EXERCISE INSTRUCTIONS :: Pick out and copy every line below that has the word "React".

[Records with interface code]
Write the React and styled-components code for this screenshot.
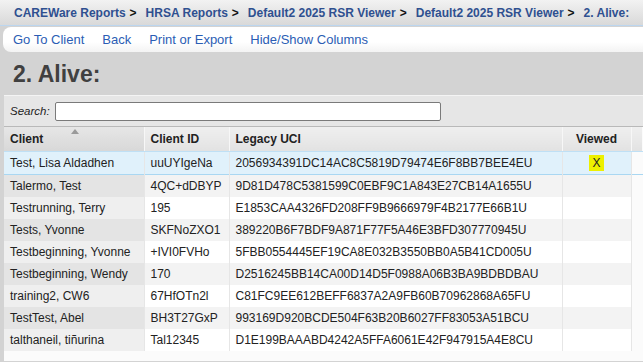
import React from "react";
import styled, { createGlobalStyle } from "styled-components";

const GlobalStyle = createGlobalStyle`
  html, body {
    margin: 0;
    padding: 0;
    background: #d3d3d3;
    font-family: "Liberation Sans", Arial, sans-serif;
    overflow: hidden;
  }
`;

const Page = styled.div`
  width: 643px;
  height: 362px;
  overflow: hidden;
  background: #d3d3d3;
`;

const Breadcrumbs = styled.div`
  height: 26px;
  box-sizing: border-box;
  display: flex;
  align-items: center;
  padding-left: 14px;
  white-space: nowrap;
  background: linear-gradient(#f2f2f2, #d9d9d9);
  border-bottom: 1px solid #bcd6ef;
  font-size: 12px;
  font-weight: bold;
`;

const Crumb = styled.span`
  color: #2f5090;
`;

const Sep = styled.span`
  color: #111;
  padding: 0 9px 0 4px;
`;

const Menu = styled.div`
  margin: 1px 0 0 3px;
  height: 25px;
  display: flex;
  align-items: center;
  gap: 18px;
  padding-left: 10px;
  border-radius: 8px 0 0 8px;
  background: linear-gradient(#ffffff 60%, #f3f3f3);
  font-size: 13px;
`;

const MenuLink = styled.a`
  color: #2b5db4;
  text-decoration: none;
  cursor: pointer;
`;

const Title = styled.h1`
  margin: 0;
  height: 43px;
  box-sizing: border-box;
  padding: 9px 0 0 13px;
  font-size: 23px;
  font-weight: bold;
  color: #404040;
`;

const Panel = styled.div`
  margin-left: 4px;
  background: #fbfbfb;
  height: 266px;
`;

const SearchRow = styled.div`
  height: 32px;
  box-sizing: border-box;
  display: flex;
  align-items: center;
  padding-left: 6px;
  background: #e6e6e6;
  border-top: 1px solid #f4f4f4;
  border-bottom: 1px solid #b9b9b9;
  font-size: 11.5px;
  font-style: italic;
  color: #222;
`;

const SearchInput = styled.input`
  margin-left: 5px;
  width: 386px;
  height: 19px;
  box-sizing: border-box;
  border: 1px solid #7a7a7a;
  border-radius: 2px;
  background: #fff;
`;

const Table = styled.table`
  border-collapse: collapse;
  table-layout: fixed;
  width: 100%;
  font-size: 12px;
`;

const Th = styled.th`
  position: relative;
  height: 24px;
  padding: 0 6px;
  text-align: ${(p) => p.$align || "left"};
  font-weight: bold;
  color: #222;
  background: ${(p) =>
    p.$sorted
      ? "linear-gradient(#e6e6e6, #d8d8d8)"
      : "linear-gradient(#efefef, #e2e2e2)"};
  border-right: 1px solid ${(p) => (p.$last ? "transparent" : "#f7f7f7")};
  border-bottom: 1px solid #bfe0f5;
`;

const SortCaret = styled.svg`
  position: absolute;
  left: 67px;
  top: 2px;
`;

const Tr = styled.tr`
  background: ${(p) => (p.$selected ? "#e0f1fb" : p.$odd ? "#f3f3f3" : "#ffffff")};
  border-bottom: ${(p) => (p.$selected ? "1px solid #a9d7f2" : "none")};
`;

const Td = styled.td`
  height: 22px;
  padding: 0 6px;
  white-space: nowrap;
  overflow: hidden;
  color: #222;
  text-align: ${(p) => p.$align || "left"};
  border-right: 1px solid #e6e6e6;
  background: ${(p) =>
    p.$selected ? "transparent" : p.$sorted ? (p.$odd ? "#e4e4e4" : "#efefef") : "transparent"};
`;

const Filler = styled.td`
  background: #fbfbfb;
`;

const Mark = styled.span`
  background: #edf000;
  padding: 1px 3px;
`;

const rows = [
  ["Test, Lisa Aldadhen", "uuUYIgeNa", "2056934391DC14AC8C5819D79474E6F8BB7BEE4EU", true],
  ["Talermo, Test", "4QC+dDBYP", "9D81D478C5381599C0EBF9C1A843E27CB14A1655U"],
  ["Testrunning, Terry", "195", "E1853CAA4326FD208FF9B9666979F4B2177E66B1U"],
  ["Tests, Yvonne", "SKFNoZXO1", "389220B6F7BDF9A871F77F5A46E3BFD307770945U"],
  ["Testbeginning, Yvonne", "+IVI0FVHo", "5FBB0554445EF19CA8E032B3550BB0A5B41CD005U"],
  ["Testbeginning, Wendy", "170", "D2516245BB14CA00D14D5F0988A06B3BA9BDBDBAU"],
  ["training2, CW6", "67HfOTn2l", "C81FC9EE612BEFF6837A2A9FB60B70962868A65FU"],
  ["TestTest, Abel", "BH3T27GxP", "993169D920BCDE504F63B20B6027FF83053A51BCU"],
  ["talthaneil, tiñurina", "Tal12345", "D1E199BAAABD4242A5FFA6061E42F947915A4E8CU"],
];

const crumbs = [
  "CAREWare Reports",
  "HRSA Reports",
  "Default2 2025 RSR Viewer",
  "Default2 2025 RSR Viewer",
];

export default function App() {
  return (
    <Page>
      <GlobalStyle />
      <Breadcrumbs>
        {crumbs.map((c, i) => (
          <React.Fragment key={i}>
            <Crumb>{c}</Crumb>
            <Sep>&gt;</Sep>
          </React.Fragment>
        ))}
        <Crumb>2. Alive:</Crumb>
      </Breadcrumbs>
      <Menu>
        <MenuLink>Go To Client</MenuLink>
        <MenuLink>Back</MenuLink>
        <MenuLink>Print or Export</MenuLink>
        <MenuLink>Hide/Show Columns</MenuLink>
      </Menu>
      <Title>2. Alive:</Title>
      <Panel>
        <SearchRow>
          Search:
          <SearchInput type="text" />
        </SearchRow>
        <Table>
          <colgroup>
            <col style={{ width: 140 }} />
            <col style={{ width: 85 }} />
            <col style={{ width: 333 }} />
            <col style={{ width: 69 }} />
            <col />
          </colgroup>
          <thead>
            <tr>
              <Th $sorted>
                Client
                <SortCaret width="8" height="5" viewBox="0 0 8 5">
                  <path d="M0 5 L4 0 L8 5 Z" fill="#9a9a9a" />
                </SortCaret>
              </Th>
              <Th>Client ID</Th>
              <Th>Legacy UCI</Th>
              <Th $align="center">Viewed</Th>
              <Th $last />
            </tr>
          </thead>
          <tbody>
            {rows.map(([name, id, uci, viewed], i) => {
              const odd = i % 2 === 1;
              const sel = i === 0;
              return (
                <Tr key={i} $odd={odd} $selected={sel}>
                  <Td $sorted $odd={odd} $selected={sel}>{name}</Td>
                  <Td>{id}</Td>
                  <Td>{uci}</Td>
                  <Td $align="center">{viewed ? <Mark>X</Mark> : null}</Td>
                  <Filler />
                </Tr>
              );
            })}
          </tbody>
        </Table>
      </Panel>
    </Page>
  );
}
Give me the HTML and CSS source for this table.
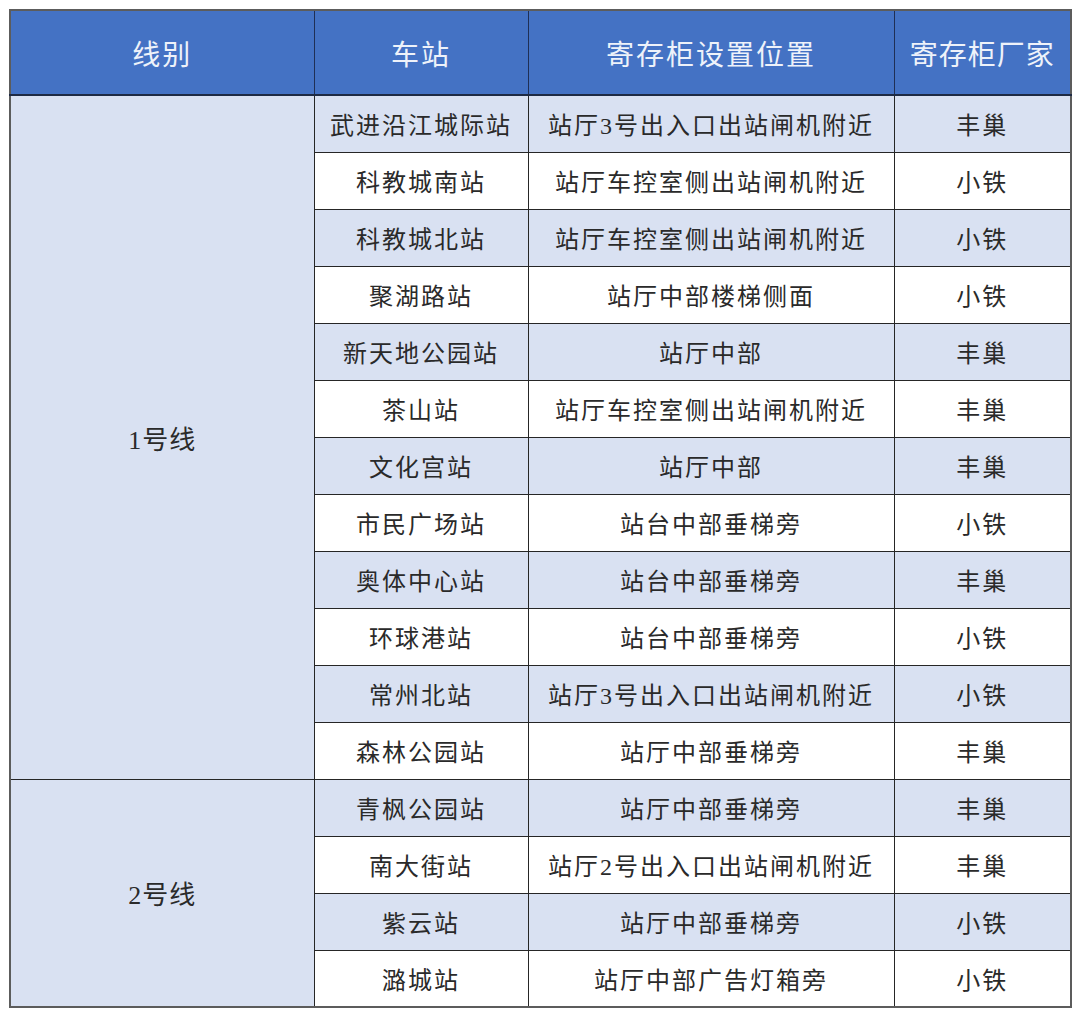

SOLUTION BELOW ::
Write the React and styled-components code for this screenshot.
import React from "react";
          <React.Fragment key={i}>
          </React.Fragment>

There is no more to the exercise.